A steampunk adventure with murderous fairies, Elizabeth May’s historical Scottish novel adds the fantastical, the automated and the violent to the streets of Edinburgh in 1844.
Alieana saw her mother die in a faery attack, and since then has committed herself to killing every faery she can find, as preparation for the return of her mother’s murderer. A committed inventor, she works on her own increasingly more creative methods of killing the fae. Assisted by small, harmless pixie Derrick, Alieana tracks the faery’s movements around Scotland. Battling against creatures she can only see when wearing a rare breed of thistle, her trainer is the attractive yet mysterious and enigmatic faery Kiaran. At the same time Alieana must fight the losing battle of attempting to remain respectable to the rest of the aristocracy. When one of her victims calls her a ‘falconer,’ and stronger faeries start escaping from beneath the city, she starts to realise that there may be a bigger crisis brewing, one which only she can stop.

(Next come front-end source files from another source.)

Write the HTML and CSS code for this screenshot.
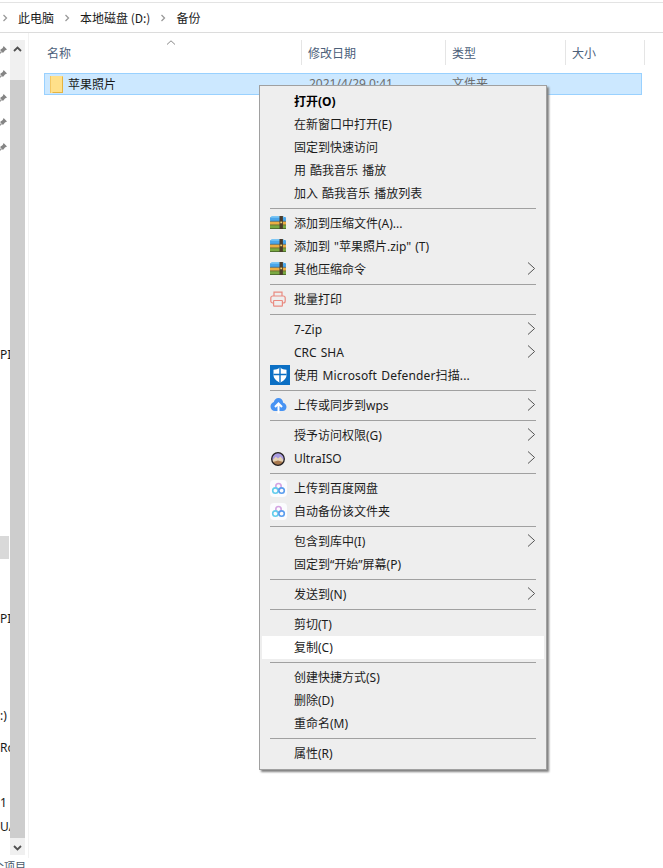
FILE: index.html
```html
<!DOCTYPE html>
<html lang="zh-CN">
<head>
<meta charset="utf-8">
<title>备份</title>
<link rel="stylesheet" href="styles.css">
</head>
<body>
<svg class="defs" width="0" height="0" aria-hidden="true">
  <defs>
    <symbol id="pin" viewBox="0 0 8 8"><path d="M5 0 8 3 6.2 3.9 4.4 6.2 1.8 3.6 4.2 1.8Z" fill="#858585"/><path d="M3.2 4.8 0.4 7.6" stroke="#9a9a9a" stroke-width="1.3" fill="none"/></symbol>
    <symbol id="crumb" viewBox="0 0 6 8"><path d="M1.5 1 4.5 4 1.5 7" fill="none" stroke="#9a9a9a" stroke-width="1.3"/></symbol>
    <symbol id="more" viewBox="0 0 9 13"><path d="M1 0.5 7.6 6.5 1 12.5" fill="none" stroke="#555" stroke-width="1"/></symbol>
    <symbol id="rar" viewBox="0 0 16 14" preserveAspectRatio="none">
      <rect x="0" y="1" width="16" height="4.5" rx="1" fill="#4aa6ea"/>
      <rect x="1" y="0" width="13" height="2" rx="1" fill="#7cc6f4"/>
      <rect x="0" y="5.5" width="16" height="4" fill="#ecae42"/>
      <rect x="0" y="9.5" width="16" height="4" fill="#7aa942"/>
      <rect x="0" y="5.2" width="16" height="0.8" fill="#2c5c80"/>
      <rect x="0" y="9.2" width="16" height="0.8" fill="#6b5a20"/>
      <rect x="0" y="13" width="16" height="1" fill="#4a6a28"/>
      <rect x="9.5" y="0" width="3.4" height="14" fill="#4a3b2a"/>
      <rect x="10.3" y="6" width="1.8" height="1.8" fill="#f0d070"/>
    </symbol>
    <symbol id="baidu" viewBox="0 0 17 17">
      <rect width="17" height="17" rx="4" fill="#fbfcfe"/>
      <circle cx="8.5" cy="6.2" r="2.7" fill="none" stroke="#d3a4e2" stroke-width="1.6"/>
      <circle cx="5.4" cy="10.6" r="2.7" fill="none" stroke="#62cdec" stroke-width="1.6"/>
      <circle cx="11.6" cy="10.6" r="2.7" fill="none" stroke="#5a9dee" stroke-width="1.6"/>
    </symbol>
  </defs>
</svg>

<header class="address">
  <svg class="crumb-sep"><use href="#crumb"/></svg>
  <span class="crumb first">此电脑</span>
  <svg class="crumb-sep"><use href="#crumb"/></svg>
  <span class="crumb">本地磁盘 (D:)</span>
  <svg class="crumb-sep"><use href="#crumb"/></svg>
  <span class="crumb">备份</span>
</header>

<main class="main">
  <nav class="nav">
    <div class="nav-row"><svg class="pin"><use href="#pin"/></svg></div>
    <div class="nav-row"><svg class="pin"><use href="#pin"/></svg></div>
    <div class="nav-row"><svg class="pin"><use href="#pin"/></svg></div>
    <div class="nav-row"><svg class="pin"><use href="#pin"/></svg></div>
    <div class="nav-row"><svg class="pin"><use href="#pin"/></svg></div>
    <div class="nav-row label after-pins">PI</div>
    <div class="nav-row selected after-first"></div>
    <div class="nav-row label after-selected">PI</div>
    <div class="nav-row label after-second">:)</div>
    <div class="nav-row label after-drive">Ro</div>
    <div class="nav-row label after-ro">1</div>
    <div class="nav-row label">UA</div>
  </nav>
  <div class="scrollbar">
    <div class="scroll-up">
      <svg width="9" height="6" viewBox="0 0 9 6"><path d="M1 5 4.5 1.5 8 5" fill="none" stroke="#505050" stroke-width="1.8"/></svg>
    </div>
    <div class="scroll-thumb"></div>
    <div class="scroll-down">
      <svg width="9" height="6" viewBox="0 0 9 6"><path d="M1 1 4.5 4.5 8 1" fill="none" stroke="#505050" stroke-width="1.8"/></svg>
    </div>
  </div>

  <section class="list">
    <div class="list-head">
      <div class="head-cell name">名称
        <svg class="sort" width="10" height="5" viewBox="0 0 10 5"><path d="M1 4.5 5 .8 9 4.5" fill="none" stroke="#8a8a8a" stroke-width="1"/></svg>
      </div>
      <div class="head-cell">修改日期</div>
      <div class="head-cell">类型</div>
      <div class="head-cell">大小</div>
    </div>
    <div class="file-row">
      <div class="file-name">
        <svg class="folder" width="13" height="17" viewBox="0 0 13 17">
          <rect x="0" y="0" width="13" height="17" fill="#ffe08a"/>
          <rect x="0" y="0" width="1" height="17" fill="#f3c763"/>
          <path d="M12 1 13 0V17H2L3 16H12Z" fill="#e5b341"/>
        </svg>
        苹果照片
      </div>
      <div class="file-meta date">2021/4/29 0:41</div>
      <div class="file-meta">文件夹</div>
    </div>
  </section>
</main>

<footer class="status">个项目</footer>

<div class="menu">
  <div class="item strong">打开(O)</div>
  <div class="item">在新窗口中打开(E)</div>
  <div class="item">固定到快速访问</div>
  <div class="item">用 酷我音乐 播放</div>
  <div class="item">加入 酷我音乐 播放列表</div>
  <div class="sep"></div>
  <div class="item"><svg class="icon rar"><use href="#rar"/></svg>添加到压缩文件(A)...</div>
  <div class="item"><svg class="icon rar"><use href="#rar"/></svg>添加到 "苹果照片.zip" (T)</div>
  <div class="item"><svg class="icon rar"><use href="#rar"/></svg>其他压缩命令<svg class="more"><use href="#more"/></svg></div>
  <div class="sep"></div>
  <div class="item">
    <svg class="icon print" viewBox="0 0 16 16" fill="none" stroke="#e98a80" stroke-width="1.2">
      <path d="M4 5V1.2H12V5"/>
      <rect x="0.8" y="5" width="14.4" height="7" rx="2"/>
      <rect x="3.6" y="9.5" width="8.8" height="5.6" rx="0.6" fill="#eeeeee"/>
    </svg>批量打印</div>
  <div class="sep"></div>
  <div class="item">7-Zip<svg class="more"><use href="#more"/></svg></div>
  <div class="item">CRC SHA<svg class="more"><use href="#more"/></svg></div>
  <div class="item">
    <svg class="icon shield" viewBox="0 0 20 20">
      <rect width="20" height="20" fill="#0b6fc4"/>
      <path d="M10 2.5C8 4 6 4.6 3.5 4.8V10C3.5 13.5 6.5 16 10 17.8 13.5 16 16.5 13.5 16.5 10V4.8C14 4.6 12 4 10 2.5Z" fill="#fff"/>
      <path d="M10 2.5V17.8M3.5 9.5H16.5" stroke="#0b6fc4" stroke-width="1.4"/>
    </svg><span class="wide">使用 Microsoft Defender扫描...</span></div>
  <div class="sep"></div>
  <div class="item">
    <svg class="icon cloud" viewBox="0 0 17 17">
      <path d="M8.5 1C6 1 4.2 2.8 3.8 5.1 1.8 5.7 .5 7.5 .5 9.5 .5 12 2.5 14 5 14H12.5C14.8 14 16.5 12.1 16.5 9.9 16.5 7.8 15 6.1 13.2 5.7 12.9 3 10.9 1 8.5 1Z" fill="#4793f3"/>
      <path d="M8.5 16.5V7.5M5 10 8.5 6.5 12 10" fill="none" stroke="#fff" stroke-width="2"/>
    </svg>上传或同步到wps<svg class="more"><use href="#more"/></svg></div>
  <div class="sep"></div>
  <div class="item">授予访问权限(G)<svg class="more"><use href="#more"/></svg></div>
  <div class="item">
    <svg class="icon iso" viewBox="0 0 16 16">
      <circle cx="8" cy="8" r="6.3" fill="#a99ce0"/>
      <path d="M2.2 9.5 5.8 5.8 8 7.4 10.5 5.4 13.8 9.5C13 12.4 10.8 14.3 8 14.3 5.2 14.3 3 12.4 2.2 9.5Z" fill="#e6d2b4"/>
      <path d="M3 11 8 9.6 13 11C12 13 10.2 14.3 8 14.3 5.8 14.3 4 13 3 11Z" fill="#a9794e"/>
      <circle cx="8" cy="8" r="6.3" fill="none" stroke="#231f1f" stroke-width="1.3"/>
    </svg>UltraISO<svg class="more"><use href="#more"/></svg></div>
  <div class="sep"></div>
  <div class="item"><svg class="icon baidu"><use href="#baidu"/></svg>上传到百度网盘</div>
  <div class="item"><svg class="icon baidu"><use href="#baidu"/></svg>自动备份该文件夹</div>
  <div class="sep"></div>
  <div class="item">包含到库中(I)<svg class="more"><use href="#more"/></svg></div>
  <div class="item">固定到“开始”屏幕(P)</div>
  <div class="sep"></div>
  <div class="item">发送到(N)<svg class="more"><use href="#more"/></svg></div>
  <div class="sep"></div>
  <div class="item">剪切(T)</div>
  <div class="item active">复制(C)</div>
  <div class="sep"></div>
  <div class="item">创建快捷方式(S)</div>
  <div class="item">删除(D)</div>
  <div class="item">重命名(M)</div>
  <div class="sep"></div>
  <div class="item">属性(R)</div>
</div>
</body>
</html>
```
FILE: styles.css
```css
* { box-sizing: border-box; }

html, body {
  margin: 0;
  height: 868px;
  overflow: hidden;
  background: #fff;
  color: #1a1a1a;
  font: 12px/16px "Noto Sans", "Noto Sans CJK SC", sans-serif;
}

body {
  position: relative;
  display: flex;
  flex-direction: column;
}

.defs { position: absolute; }

/* address bar */
.address {
  flex: none;
  display: flex;
  align-items: center;
  height: 31px;
  margin-top: 2px;
  padding-left: 2px;
  border-top: 1px solid #e3e3e3;
  border-bottom: 1px solid #dcdcdc;
}

.crumb { margin: 0 10px; font-family: "Noto Sans CJK SC", "Noto Sans", sans-serif; }
.crumb-sep { width: 6px; height: 8px; flex: none; }

/* main area */
.main {
  flex: none;
  display: flex;
  height: 825px;
}

.nav {
  flex: none;
  width: 10px;
  padding-top: 5px;
  overflow: hidden;
  white-space: nowrap;
}

.nav-row {
  display: flex;
  align-items: center;
  height: 24.25px;
}

.pin { width: 9px; height: 9px; margin-left: -2px; }

.label { height: 24px; }
.selected { height: 23px; margin-right: 1px; background: #d9d9d9; }

.after-pins { margin-top: 184px; }
.after-first { margin-top: 169px; }
.after-selected { margin-top: 48px; }
.after-second { margin-top: 73px; }
.after-drive { margin-top: 8px; }
.after-ro { margin-top: 31px; }

.scrollbar {
  flex: none;
  display: flex;
  flex-direction: column;
  width: 15px;
  margin: 7px 3px 3px 0;
  background: #f0f0f0;
}

.scroll-up {
  flex: none;
  display: flex;
  justify-content: center;
  height: 40px;
  padding-top: 6px;
}

.scroll-thumb { flex: 1; background: #cdcdcd; }

.scroll-down {
  flex: none;
  display: flex;
  justify-content: center;
  height: 17px;
  padding-top: 7px;
}

/* file list */
.list {
  flex: 1;
  padding: 7px 0 0 15px;
  border-left: 1px solid #f2f2f2;
}

.list-head {
  display: grid;
  grid-template-columns: 257px 144px 120px 80px;
  height: 25px;
  color: #4c607a;
}

.head-cell {
  position: relative;
  display: flex;
  align-items: center;
  padding: 1px 0 0 6px;
  border-left: 1px solid #e5e5e5;
  font-family: "Noto Sans CJK SC", "Noto Sans", sans-serif;
}

.head-cell:last-child { border-right: 1px solid #e5e5e5; }
.head-cell.name { padding-left: 3px; border-left: 0; }

.sort { position: absolute; left: 122px; top: 0; }

.file-row {
  display: grid;
  grid-template-columns: 257px 144px 120px;
  width: 598px;
  height: 22px;
  margin-top: 8px;
  background: #cce8ff;
  border: 1px solid #99d1ff;
}

.file-name {
  display: flex;
  align-items: center;
  gap: 5px;
  padding-left: 5px;
  font-family: "Noto Sans CJK SC", "Noto Sans", sans-serif;
}

.file-meta {
  display: flex;
  align-items: center;
  padding-left: 6px;
  color: #6d6d6d;
}

.date { padding-left: 7px; }

/* status */
.status {
  flex: none;
  height: 10px;
  margin-left: -7px;
  color: #4a5a6a;
  font-size: 11px;
  overflow: hidden;
  font-family: "Noto Sans CJK SC", sans-serif;
}

/* context menu */
.menu {
  position: absolute;
  left: 259px;
  top: 85px;
  width: 288px;
  padding: 4px 2px;
  background: #eeeeee;
  border: 1px solid #a0a0a0;
  box-shadow: 2px 2px 2px #808080;
  color: #1c1c1c;
  font-family: "Noto Sans", "Noto Sans CJK SC", sans-serif;
  font-size: 12px;
  word-spacing: 1px;
}

.item {
  position: relative;
  display: flex;
  align-items: center;
  height: 23px;
  padding: 0 8px 0 32px;
  white-space: pre;
}

.item.strong { font-weight: 700; color: #000; }
.item.active { background: #fff; }

.wide { letter-spacing: 0.15px; }

.sep {
  height: 1px;
  margin: 3px 8px;
  background: #a0a0a0;
}

.more {
  width: 9px;
  height: 13px;
  margin: -2px 0 0 auto;
  flex: none;
}

.icon { position: absolute; }
.rar { left: 8px; top: 4px; width: 16px; height: 13px; }
.print { left: 8px; top: 3px; width: 16px; height: 16px; }
.shield { left: 8px; top: 1px; width: 20px; height: 20px; }
.cloud { left: 8px; top: 3px; width: 17px; height: 17px; }
.iso { left: 8px; top: 4px; width: 16px; height: 16px; }
.baidu { left: 8px; top: 3px; width: 17px; height: 17px; }
```
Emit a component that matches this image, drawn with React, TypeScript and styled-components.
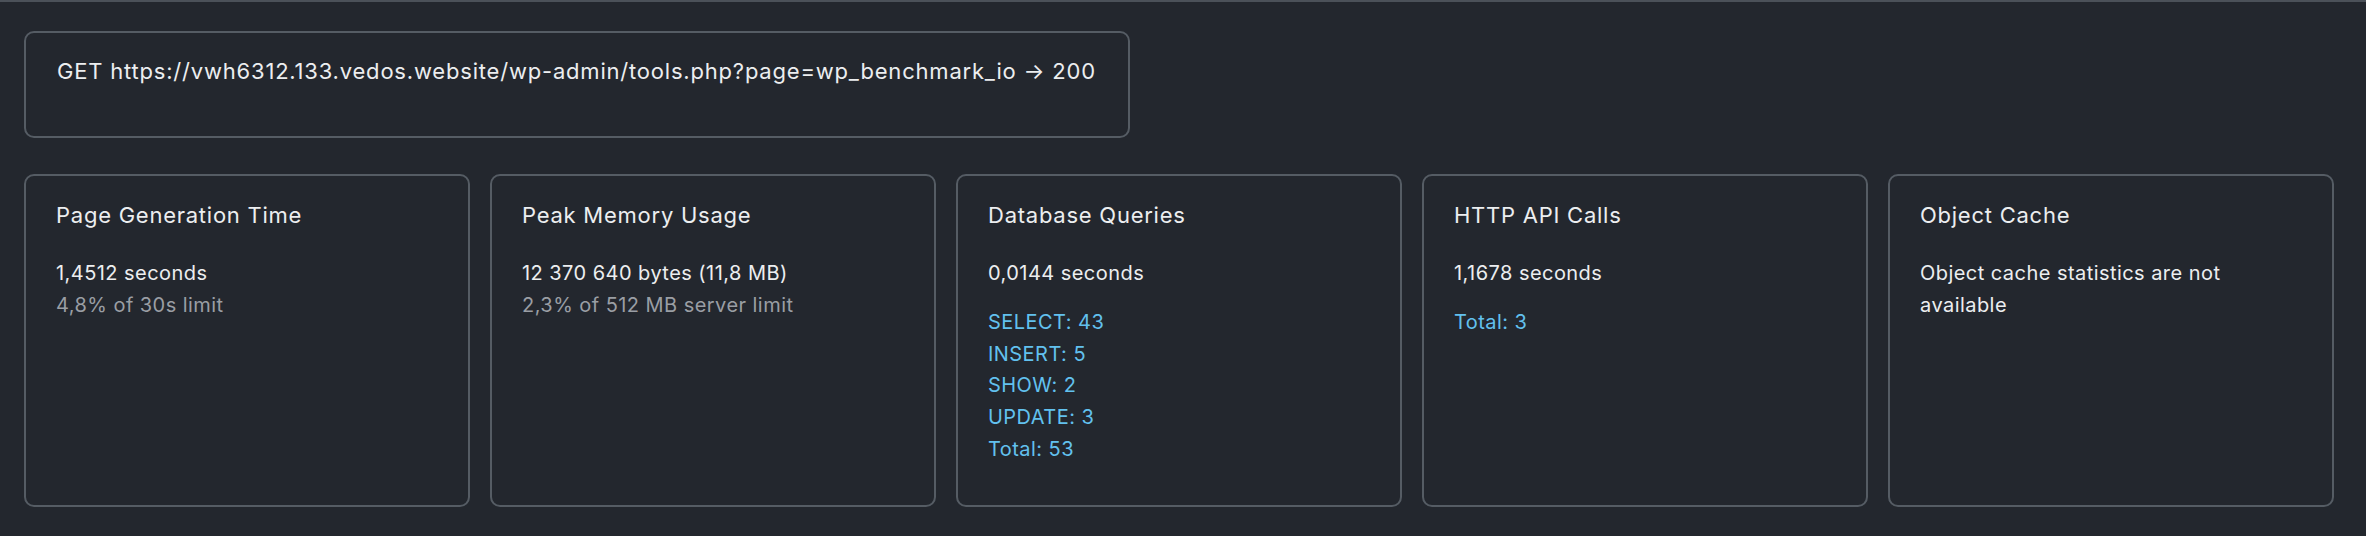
import React from 'react';
import styled, {createGlobalStyle} from 'styled-components';

const GlobalStyle = createGlobalStyle`
    html, body {
        margin: 0;
        padding: 0;
        background: #23272e;
    }
    body {
        font-family: Inter, 'Noto Sans', 'Liberation Sans', sans-serif;
        color: #eceef0;
        -webkit-font-smoothing: antialiased;
    }
`

type StatLine = {
    text: string
    tone?: 'main' | 'muted' | 'accent'
}

type StatCardProps = {
    title: string
    lines: StatLine[]
    details?: string[]
}

const cards: StatCardProps[] = [
    {
        title: 'Page Generation Time',
        lines: [{text: '1,4512 seconds'}, {text: '4,8% of 30s limit', tone: 'muted'}],
    },
    {
        title: 'Peak Memory Usage',
        lines: [{text: '12 370 640 bytes (11,8 MB)'}, {text: '2,3% of 512 MB server limit', tone: 'muted'}],
    },
    {
        title: 'Database Queries',
        lines: [{text: '0,0144 seconds'}],
        details: ['SELECT: 43', 'INSERT: 5', 'SHOW: 2', 'UPDATE: 3', 'Total: 53'],
    },
    {
        title: 'HTTP API Calls',
        lines: [{text: '1,1678 seconds'}],
        details: ['Total: 3'],
    },
    {
        title: 'Object Cache',
        lines: [{text: 'Object cache statistics are not available'}],
    },
]

const StatCard = (props: StatCardProps) => {
    return (
        <Card>
            <CardTitle>{props.title}</CardTitle>
            <Lines>
                {props.lines.map((line) => (
                    <Line key={line.text} tone={line.tone ?? 'main'}>{line.text}</Line>
                ))}
            </Lines>
            {props.details && (
                <Details>
                    {props.details.map((d) => (
                        <Line key={d} tone="accent">{d}</Line>
                    ))}
                </Details>
            )}
        </Card>
    );
};

export default function App() {
    return (
        <>
            <GlobalStyle/>
            <Page>
                <RequestBox>
                    <RequestLine>GET https://vwh6312.133.vedos.website/wp-admin/tools.php?page=wp_benchmark_io → 200</RequestLine>
                </RequestBox>
                <CardGrid>
                    {cards.map((c) => (
                        <StatCard key={c.title} {...c}/>
                    ))}
                </CardGrid>
            </Page>
        </>
    );
}

const Page = styled.main`
    box-sizing: border-box;
    min-height: 536px;
    border-top: 2px solid #4b5159;
    padding: 29px 32px 29px 24px;
    display: flex;
    flex-direction: column;
    align-items: flex-start;
    gap: 36px;
`
const RequestBox = styled.div`
    box-sizing: border-box;
    border: 2px solid #555c64;
    border-radius: 10px;
    padding: 22px 32px 48px 31px;
`
const RequestLine = styled.div`
    font-size: 22px;
    line-height: 33px;
    letter-spacing: 0.8px;
    color: #eceef0;
    white-space: nowrap;
`
const CardGrid = styled.div`
    align-self: stretch;
    display: grid;
    grid-template-columns: repeat(5, 1fr);
    gap: 20px;
`
const Card = styled.section`
    box-sizing: border-box;
    min-height: 333px;
    border: 2px solid #555c64;
    border-radius: 10px;
    padding: 23px 40px 24px 30px;
`
const CardTitle = styled.h3`
    margin: 0 0 26px;
    font-size: 22px;
    font-weight: 400;
    line-height: 33px;
    letter-spacing: 0.75px;
    color: #eceef0;
`
const Lines = styled.div`
    display: flex;
    flex-direction: column;
`
const Details = styled.div`
    display: flex;
    flex-direction: column;
    margin-top: 17px;
`
const Line = styled.div<{tone: 'main' | 'muted' | 'accent'}>`
    font-size: 20px;
    line-height: 31.75px;
    letter-spacing: 0.45px;
    color: ${(p) => p.tone === 'muted' ? '#9a9ea4' : p.tone === 'accent' ? '#62c1ee' : '#eceef0'};
`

Whilst series rely on having an ending that makes the reader invested enough to wait a year for the sequel, this novel ends on a cliffhanger that actually feels incomplete. Sadly it feels like the story needed another hundred pages or so to come to a satisfactory ending. The steampunk elements, such as the flying ornithopters or wound healing stitchers, are fascinating and exciting, and it is a shame that this facet of the story was not more developed; at times they felt more like plot devices rather than part of the world being presented. However, it was refreshing to read a YA fantasy set in Scotland, and May used the landscape evocatively, creating a perfect setting for her wild Fae. A fun book with likeable characters.